Des corps interactifs
Au centre, assise sur un tabouret, une jeune femme (épatante Julie Lesgages) prend la parole. Elle est tendue. Dans l’après-midi qui suit les funérailles de son grand frère, une inconnue lui a pris les mains. Ce geste déplacé, intrusif, la trouble, la questionne sur son rapport aux autres. Entouré de son mari, de son second frère et son amie, elle se sent obligé d’en parler, de se libérer de ce poids, de ce mal-être. De cette anicroche sur le toucher, le théâtre Déplié imagine toute une série de situations fictionnelles qui ont pour cadre la famille. Déclinant à travers les cinq sens des histoires singulières, ordinaires ou étranges, le collectif interroge les normes et les tabous autour de la sexualité. Toute vérité est-elle bonne à dire ?
L’impro comme matière première
Au sein du théâtre déplié, le travail d’improvisation est central. Que la compagnie s’empare de textes – comme pour Pas de Bême – , ou crée un spectacle directement issu du travail mené au plateau par les comédiens – comme pour Perdu connaissance – , Adrien Béal se nourrit pour orchestrer l’ensemble du jeu et des propositions de ses compagnons. Modulable, parfois fragile, la matière se frotte au public. Elle cherche le meilleur angle d’attaque pour toucher, émouvoir ou choquer. C’est toute la force et la faiblesse de ce théâtre très naturaliste. Tout tient dans la performance des acteurs, leur capacité à capter l’attention, à faire oublier le quatrième mur. Et clairement, Caroline Darchen, Pierre Devérines, Adèle Jayle, Julie Lesgages, Etienne Parc et Cyril Texier ont cette force, ce pouvoir de nous faire totalement basculer dans leur monde, d’être les témoins privilégiés de leurs intimes conversations.
Une création en rodage
Tout n’est pas encore ajusté. Des placements, des situations restent encore à polir, à moduler pour être plus percutantes, plus mordantes, mais l’essentiel est déjà là.

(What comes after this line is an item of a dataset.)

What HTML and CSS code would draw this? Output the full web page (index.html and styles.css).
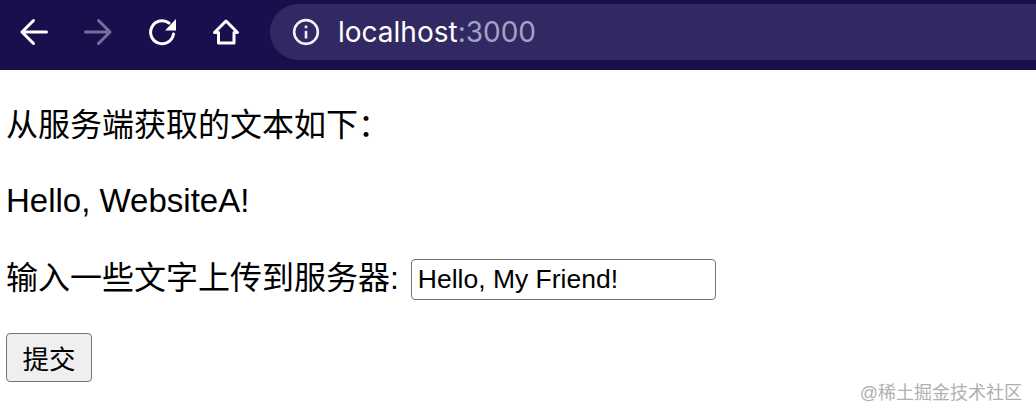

Entre rires, larmes, cocasseries et effrois, Adrien Béal bouge les lignes, oblige chacun à revoir ses limites morales, ses normes. Sans jugement, il espère convier le futur public à ouvrir les yeux, à voir autrement l’indicible, à repenser sa propre intimité, son rapport à la sexualité, à l’autre.
Toute la vérité est une œuvre en devenir plein de promessses. Elle devrait dès que cela sera possible toucher, on l’espère un large auditoire.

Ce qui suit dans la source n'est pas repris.